- Oops!Something went wrong.Please try again later.
The morning after the Kentucky Derby is normally when thoughts turn to winning the Triple Crown. The winning trainer tries to temper expectations while at the same time making everyone believe that it's a possibility.
Bob Baffert has had that conversation six of the seven times a horse he trained won the world’s most recognizable race. Last year, the Derby was the second race in the Triple Crown, so there was no such talk.
But Sunday morning, outside Barn 33 on the Churchill Downs backside, Baffert was more about the past than the future. He didn’t even commit to sending Medina Spirit, winner of the 147th running of the Kentucky Derby, to the next stop on the Triple Crown road — the Preakness Stakes in two weeks at Pimlico Race Course in Baltimore. But the smart money is on his presence.
“Can he win the Triple Crown?” Baffert asked rhetorically. “I don’t know, but he’s the Derby winner and that’s all that matters.”
It’s very different than in 2018, when Baffert brought out Justify for a photo op, only to have it turn into a faux-controversy about how Justify was standing on one of his back legs. It didn’t matter, as Justify became Baffert’s second Triple Crown winner in four years.
The field for this year’s Preakness is a work in progress, and perhaps the biggest threat to Medina Spirit winning is one of his stablemates, Concert Tour.
Concert Tour was Baffert’s top horse before he ran third in the Arkansas Derby. Baffert and owners Gary and Mary West elected to skip the Kentucky Derby with an eye toward the Preakness.
Now that Medina Spirit is the surprise winner of the Kentucky Derby, Baffert has to decide whether he wants to try to beat his horse with another one of his horses. He played it coy Sunday.
“[Medina Spirit] came out of it well,” Baffert said. “It takes about a week to determine, so I’m going to come back next weekend and see. But I don’t see anything discouraging right now.
“Concert Tour worked well this morning, I’ll sit down and talk to Mr. West. He wants that horse to develop, and we’re not rushing things. We know he’s a good horse, so we’ll see next week how he is. The thing is how they’re training. They both would have to be training well.”
It's not a lock that the winner of the Preakness will come out of Baffert’s Santa Anita-based barn. Trainer Brad Cox also holds big cards — second-place finisher Mandaloun and Derby favorite and fourth-place finisher Essential Quality. Both colts were clearly in range of passing Medina Spirit in the deep stretch, but neither could get it done.
“Just unsure,” Cox said. “We’ll watch both colts — kind of typical trainer talk. We’ll get them back to the track in three or four days and see how they’re moving. No commitments at all. I mean, I love the Preakness. It’s a great weekend, probably one of the best weekends of the year, and we’ll definitely have horses for the undercard.”
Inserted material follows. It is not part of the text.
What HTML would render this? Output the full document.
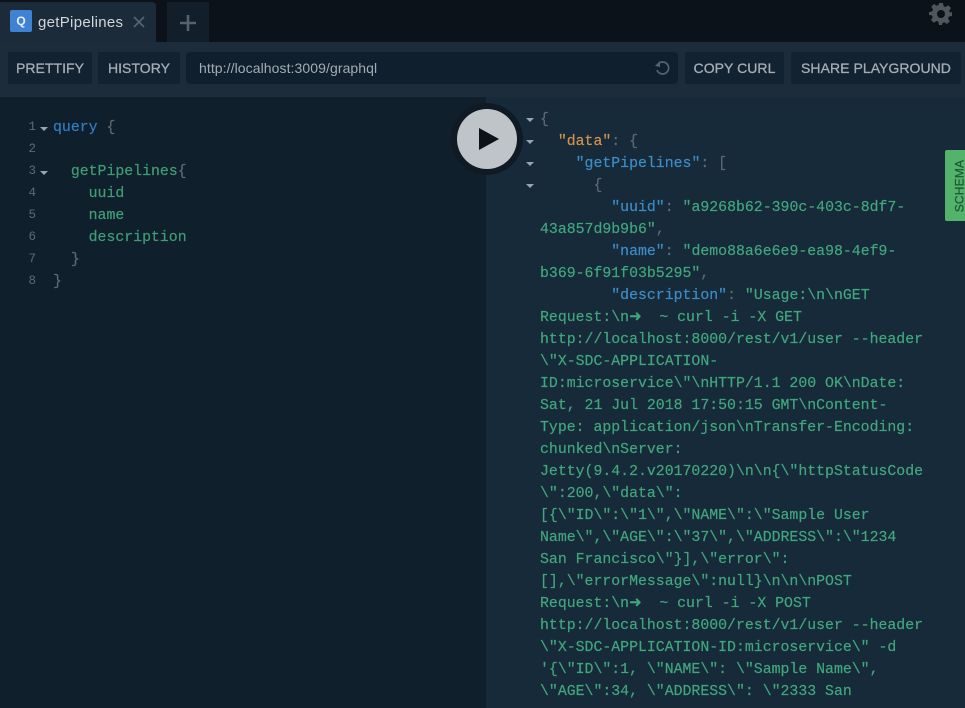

Essential Quality collided with Rock Your World out of the gate but was able to get back in the race. Rock Your World was eliminated at that point.
Cox defends Essential Quality’s fourth-place finish.
“I think he was the best horse,” Cox said. “People can say what they want, but he was beaten a length and ran 68 feet farther than the winner and had a little bit of trouble at the start. The winner ran huge. When you see a horse lay down those fractions and still keep going, you can’t take anything away from that horse.
“I thought Essential was kind of compromised at the start and then was kind of in chase mode pretty much the whole way. He just never could get comfortable, take his deep breath to where he could gather himself up and come with a strong finish. But he did stay on extremely well.”
Cox also has Caddo River, who was set to run in the Derby until he experienced a high fever early Derby week. Caddo River finished second in the Arkansas Derby.
Three days before the running of the Derby, Baffert sat with two reporters, his wife, Jill, and jockey agent Ron Anderson for an hour-long bull session. The topic of picking the Derby winner came up and how difficult it can be.
Baffert talked about how easy it is to rationalize why a horse won after the race is run. Hindsight is pretty accurate.
Among the theories he brought up has nothing to do with fractions or speed figures but gets to the core of the sport and its most successful Kentucky Derby trainer.
“I should have bet Baffert,” he said as a strategy, slapping his head with a laugh and a smile.
He might not have thought that theory was spot on then, but he sure does now.